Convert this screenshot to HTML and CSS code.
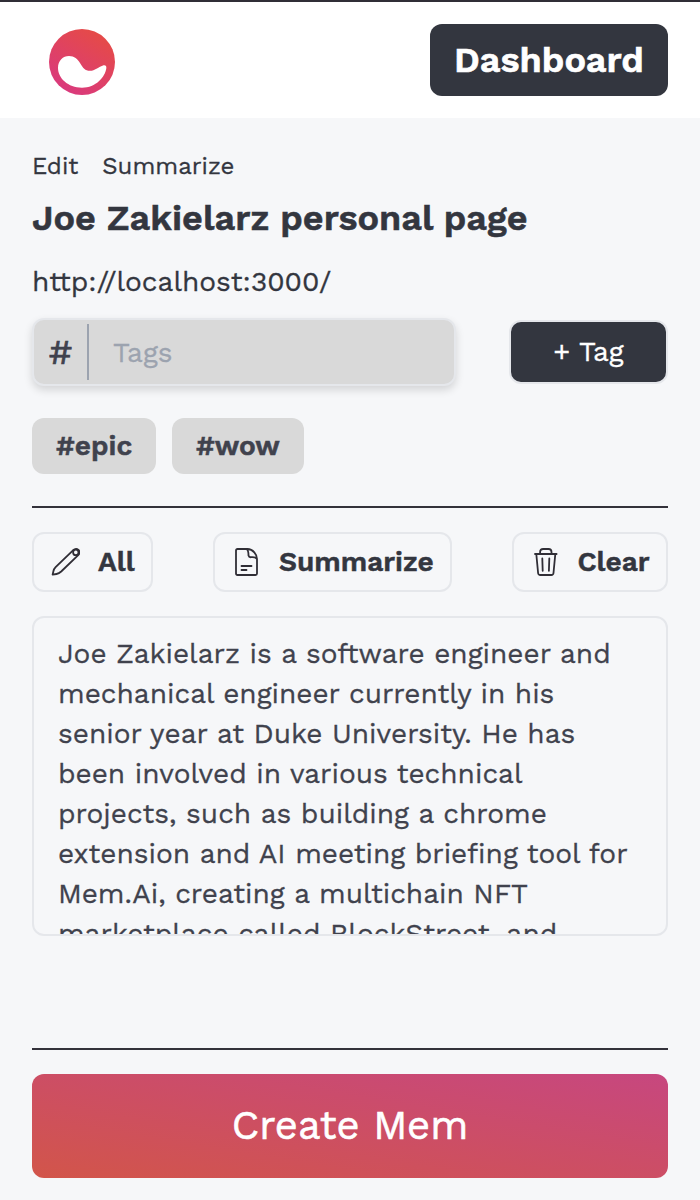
FILE: index.html
```html
<!DOCTYPE html>
<html lang="en">
<head>
<meta charset="utf-8">
<title>Mem</title>
<link rel="stylesheet" href="styles.css">
</head>
<body>
<header class="header">
  <svg class="logo" viewBox="0 0 66 66">
    <defs><linearGradient id="brand" x1="0.25" y1="1" x2="0.8" y2="0.1"><stop offset="0" stop-color="#d9397f"/><stop offset="1" stop-color="#e54a48"/></linearGradient></defs>
    <circle cx="33" cy="33" r="33" fill="url(#brand)"/>
    <path fill="#fff" d="M9 39C9 31.500 14 27 20 27C25.500 27 28.500 30 31 34C34 39 36 41.800 41 41.800C46 41.800 49 38 54 36.400C56.500 35.800 57.700 37 57.300 39.500C56 48 47 58.700 33 58.700C19 58.700 9 49 9 39Z"/>
  </svg>
  <button class="dashboard"><span>Dashboard</span></button>
</header>
<main class="main">
  <nav class="nav"><a class="edit">Edit</a><a class="sum">Summarize</a></nav>
  <h1 class="title">Joe Zakielarz personal page</h1>
  <p class="url">http://localhost:3000/</p>
  <div class="tag-row">
    <div class="tag-field"><span class="hash">#</span><span class="placeholder">Tags</span></div>
    <button class="add-tag"><span>+ Tag</span></button>
  </div>
  <div class="chips"><span class="chip chip-epic">#epic</span><span class="chip chip-wow">#wow</span></div>
  <hr class="rule">
  <div class="actions">
    <button class="action all">
      <svg class="icon" viewBox="0 0 30 30"><path d="M2.600 27.700L3.400 24.200Q3.900 21.900 5.600 20.200L23 3.300C27 -0.200 31.800 4.300 28.200 8.200L11.200 24.500Q9 26.500 6.500 27Z"/><circle cx="25.800" cy="5.400" r="2.700"/></svg>
      <span>All</span>
    </button>
    <button class="action summarize">
      <svg class="icon" viewBox="0 0 30 30"><path d="M6.500 2H16.500C22 2 26 7.500 26 12V26.500Q26 28 24.500 28H6.500Q5 28 5 26.500V3.500Q5 2 6.500 2M15.500 2Q17.500 3 17.500 8.500Q18 10.500 20 10.200Q24.500 9.800 26 12M10.500 19H20.500M10.500 23H15.500"/></svg>
      <span>Summarize</span>
    </button>
    <button class="action clear">
      <svg class="icon" viewBox="0 0 30 30"><path d="M5 7H26.600M6.300 7L8.100 26Q8.300 28 10.300 28H21.300Q23.300 28 23.500 26L25.300 7M10.100 7V5Q10.100 2 13.100 2H18.500Q21.500 2 21.500 5V7M12.300 11.500L12.700 23.800M19.300 11.500L18.900 23.800"/></svg>
      <span>Clear</span>
    </button>
  </div>
  <div class="summary">
    <p class="text">Joe Zakielarz is a software engineer and mechanical engineer currently in his senior year at Duke University. He has been involved in various technical projects, such as building a chrome extension and AI meeting briefing tool for Mem.Ai, creating a multichain NFT marketplace called BlockStreet, and</p>
  </div>
  <hr class="rule bottom">
  <button class="create"><span>Create Mem</span></button>
</main>
</body>
</html>
```
FILE: styles.css
```css
* { box-sizing: border-box; margin: 0; }
body {
  height: 1200px; overflow: hidden; background: #f6f7f9; color: #33363f;
  font-family: "Work Sans", Inter, sans-serif; font-size: 28px; line-height: 40px;
  -webkit-text-stroke: 0.3px;
}
button { font: inherit; color: inherit; border: 0; padding: 0; background: none; white-space: nowrap; }
.header {
  height: 118px; border-top: 2px solid #302e36; background: #fff;
  display: flex; justify-content: space-between; align-items: center; padding: 0 32px 0 49px;
}
.logo { width: 66px; height: 66px; margin-top: 4px; }
.dashboard {
  width: 238px; height: 72px; border-radius: 12px; background: #33363f; color: #fff;
  font-size: 36px; font-weight: 600; -webkit-text-stroke: 0.7px;
}
.main { padding: 32px 32px 0; display: flex; flex-direction: column; }
.nav { display: flex; gap: 24px; font-size: 24px; line-height: 32px; }
.title { margin-top: 16px; font-size: 36px; font-weight: 600; white-space: nowrap; -webkit-text-stroke: 0.6px; }
.url { margin-top: 24px; }
.tag-row { margin-top: 16px; display: flex; justify-content: space-between; align-items: center; }
.tag-field {
  width: 424px; height: 68px; border: 2px solid #e5e7eb; border-radius: 12px; background: #d9d9d9;
  display: flex; align-items: center; box-shadow: 0 4px 8px rgba(0, 0, 0, .14);
}
.hash {
  width: 55px; height: 56px; padding-left: 15px; border-right: 2px solid #9ca3af;
  font-size: 36px; line-height: 56px; color: #40424d; -webkit-text-stroke: 0.7px;
}
.placeholder { margin: 1px 0 0 24px; color: #9ca3af; }
.add-tag { width: 159px; height: 64px; border: 2px solid #e5e7eb; border-radius: 12px; background: #33363f; color: #fff; }
.chips { margin-top: 32px; display: flex; gap: 16px; }
.chip { height: 56px; padding-left: 24px; border-radius: 12px; background: #d9d9d9; color: #40424d; font-weight: 600; line-height: 56px; }
.chip-epic { width: 124px; }
.chip-wow { width: 132px; }
.rule { width: 100%; height: 2px; border: 0; background: #33323b; margin-top: 32px; }
.actions { margin-top: 24px; display: flex; justify-content: space-between; }
.action {
  height: 60px; border: 2px solid #e5e7eb; border-radius: 12px; padding-left: 16px;
  display: flex; align-items: center; gap: 18px; font-weight: 600;
}
.chip, .action { -webkit-text-stroke: 0.5px; }
.all { width: 121px; }
.summarize { width: 239px; }
.clear { width: 156px; gap: 17.500px; }
.icon { width: 30px; height: 30px; flex: none; fill: none; stroke: #302e36; stroke-width: 1.800; stroke-linecap: round; stroke-linejoin: round; }
.summary {
  margin-top: 24px; height: 320px; border: 2px solid #e5e7eb; border-radius: 12px;
  padding: 16px 24px; overflow: hidden; color: #40424d;
}
.bottom { margin-top: 112px; }
.create {
  margin-top: 24px; height: 104px; border-radius: 12px; color: #fff; font-size: 40px;
  -webkit-text-stroke: 0.6px;
  background: linear-gradient(to top right, #d2554a, #c7477f);
}
```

Given task
Quote the material in full and exactly; do not carry over its pictures.

Answer to this exercise
Convert this screenshot to HTML and CSS code.
FILE: index.html
```html
<!DOCTYPE html>
<html lang="en">
<head>
<meta charset="utf-8">
<title>Mem</title>
<link rel="stylesheet" href="styles.css">
</head>
<body>
<header class="header">
  <svg class="logo" viewBox="0 0 66 66">
    <defs><linearGradient id="brand" x1="0.25" y1="1" x2="0.8" y2="0.1"><stop offset="0" stop-color="#d9397f"/><stop offset="1" stop-color="#e54a48"/></linearGradient></defs>
    <circle cx="33" cy="33" r="33" fill="url(#brand)"/>
    <path fill="#fff" d="M9 39C9 31.500 14 27 20 27C25.500 27 28.500 30 31 34C34 39 36 41.800 41 41.800C46 41.800 49 38 54 36.400C56.500 35.800 57.700 37 57.300 39.500C56 48 47 58.700 33 58.700C19 58.700 9 49 9 39Z"/>
  </svg>
  <button class="dashboard"><span>Dashboard</span></button>
</header>
<main class="main">
  <nav class="nav"><a class="edit">Edit</a><a class="sum">Summarize</a></nav>
  <h1 class="title">Joe Zakielarz personal page</h1>
  <p class="url">http://localhost:3000/</p>
  <div class="tag-row">
    <div class="tag-field"><span class="hash">#</span><span class="placeholder">Tags</span></div>
    <button class="add-tag"><span>+ Tag</span></button>
  </div>
  <div class="chips"><span class="chip chip-epic">#epic</span><span class="chip chip-wow">#wow</span></div>
  <hr class="rule">
  <div class="actions">
    <button class="action all">
      <svg class="icon" viewBox="0 0 30 30"><path d="M2.600 27.700L3.400 24.200Q3.900 21.900 5.600 20.200L23 3.300C27 -0.200 31.800 4.300 28.200 8.200L11.200 24.500Q9 26.500 6.500 27Z"/><circle cx="25.800" cy="5.400" r="2.700"/></svg>
      <span>All</span>
    </button>
    <button class="action summarize">
      <svg class="icon" viewBox="0 0 30 30"><path d="M6.500 2H16.500C22 2 26 7.500 26 12V26.500Q26 28 24.500 28H6.500Q5 28 5 26.500V3.500Q5 2 6.500 2M15.500 2Q17.500 3 17.500 8.500Q18 10.500 20 10.200Q24.500 9.800 26 12M10.500 19H20.500M10.500 23H15.500"/></svg>
      <span>Summarize</span>
    </button>
    <button class="action clear">
      <svg class="icon" viewBox="0 0 30 30"><path d="M5 7H26.600M6.300 7L8.100 26Q8.300 28 10.300 28H21.300Q23.300 28 23.500 26L25.300 7M10.100 7V5Q10.100 2 13.100 2H18.500Q21.500 2 21.500 5V7M12.300 11.500L12.700 23.800M19.300 11.500L18.900 23.800"/></svg>
      <span>Clear</span>
    </button>
  </div>
  <div class="summary">
    <p class="text">Joe Zakielarz is a software engineer and mechanical engineer currently in his senior year at Duke University. He has been involved in various technical projects, such as building a chrome extension and AI meeting briefing tool for Mem.Ai, creating a multichain NFT marketplace called BlockStreet, and</p>
  </div>
  <hr class="rule bottom">
  <button class="create"><span>Create Mem</span></button>
</main>
</body>
</html>
```
FILE: styles.css
```css
* { box-sizing: border-box; margin: 0; }
body {
  height: 1200px; overflow: hidden; background: #f6f7f9; color: #33363f;
  font-family: "Work Sans", Inter, sans-serif; font-size: 28px; line-height: 40px;
  -webkit-text-stroke: 0.3px;
}
button { font: inherit; color: inherit; border: 0; padding: 0; background: none; white-space: nowrap; }
.header {
  height: 118px; border-top: 2px solid #302e36; background: #fff;
  display: flex; justify-content: space-between; align-items: center; padding: 0 32px 0 49px;
}
.logo { width: 66px; height: 66px; margin-top: 4px; }
.dashboard {
  width: 238px; height: 72px; border-radius: 12px; background: #33363f; color: #fff;
  font-size: 36px; font-weight: 600; -webkit-text-stroke: 0.7px;
}
.main { padding: 32px 32px 0; display: flex; flex-direction: column; }
.nav { display: flex; gap: 24px; font-size: 24px; line-height: 32px; }
.title { margin-top: 16px; font-size: 36px; font-weight: 600; white-space: nowrap; -webkit-text-stroke: 0.6px; }
.url { margin-top: 24px; }
.tag-row { margin-top: 16px; display: flex; justify-content: space-between; align-items: center; }
.tag-field {
  width: 424px; height: 68px; border: 2px solid #e5e7eb; border-radius: 12px; background: #d9d9d9;
  display: flex; align-items: center; box-shadow: 0 4px 8px rgba(0, 0, 0, .14);
}
.hash {
  width: 55px; height: 56px; padding-left: 15px; border-right: 2px solid #9ca3af;
  font-size: 36px; line-height: 56px; color: #40424d; -webkit-text-stroke: 0.7px;
}
.placeholder { margin: 1px 0 0 24px; color: #9ca3af; }
.add-tag { width: 159px; height: 64px; border: 2px solid #e5e7eb; border-radius: 12px; background: #33363f; color: #fff; }
.chips { margin-top: 32px; display: flex; gap: 16px; }
.chip { height: 56px; padding-left: 24px; border-radius: 12px; background: #d9d9d9; color: #40424d; font-weight: 600; line-height: 56px; }
.chip-epic { width: 124px; }
.chip-wow { width: 132px; }
.rule { width: 100%; height: 2px; border: 0; background: #33323b; margin-top: 32px; }
.actions { margin-top: 24px; display: flex; justify-content: space-between; }
.action {
  height: 60px; border: 2px solid #e5e7eb; border-radius: 12px; padding-left: 16px;
  display: flex; align-items: center; gap: 18px; font-weight: 600;
}
.chip, .action { -webkit-text-stroke: 0.5px; }
.all { width: 121px; }
.summarize { width: 239px; }
.clear { width: 156px; gap: 17.500px; }
.icon { width: 30px; height: 30px; flex: none; fill: none; stroke: #302e36; stroke-width: 1.800; stroke-linecap: round; stroke-linejoin: round; }
.summary {
  margin-top: 24px; height: 320px; border: 2px solid #e5e7eb; border-radius: 12px;
  padding: 16px 24px; overflow: hidden; color: #40424d;
}
.bottom { margin-top: 112px; }
.create {
  margin-top: 24px; height: 104px; border-radius: 12px; color: #fff; font-size: 40px;
  -webkit-text-stroke: 0.6px;
  background: linear-gradient(to top right, #d2554a, #c7477f);
}
```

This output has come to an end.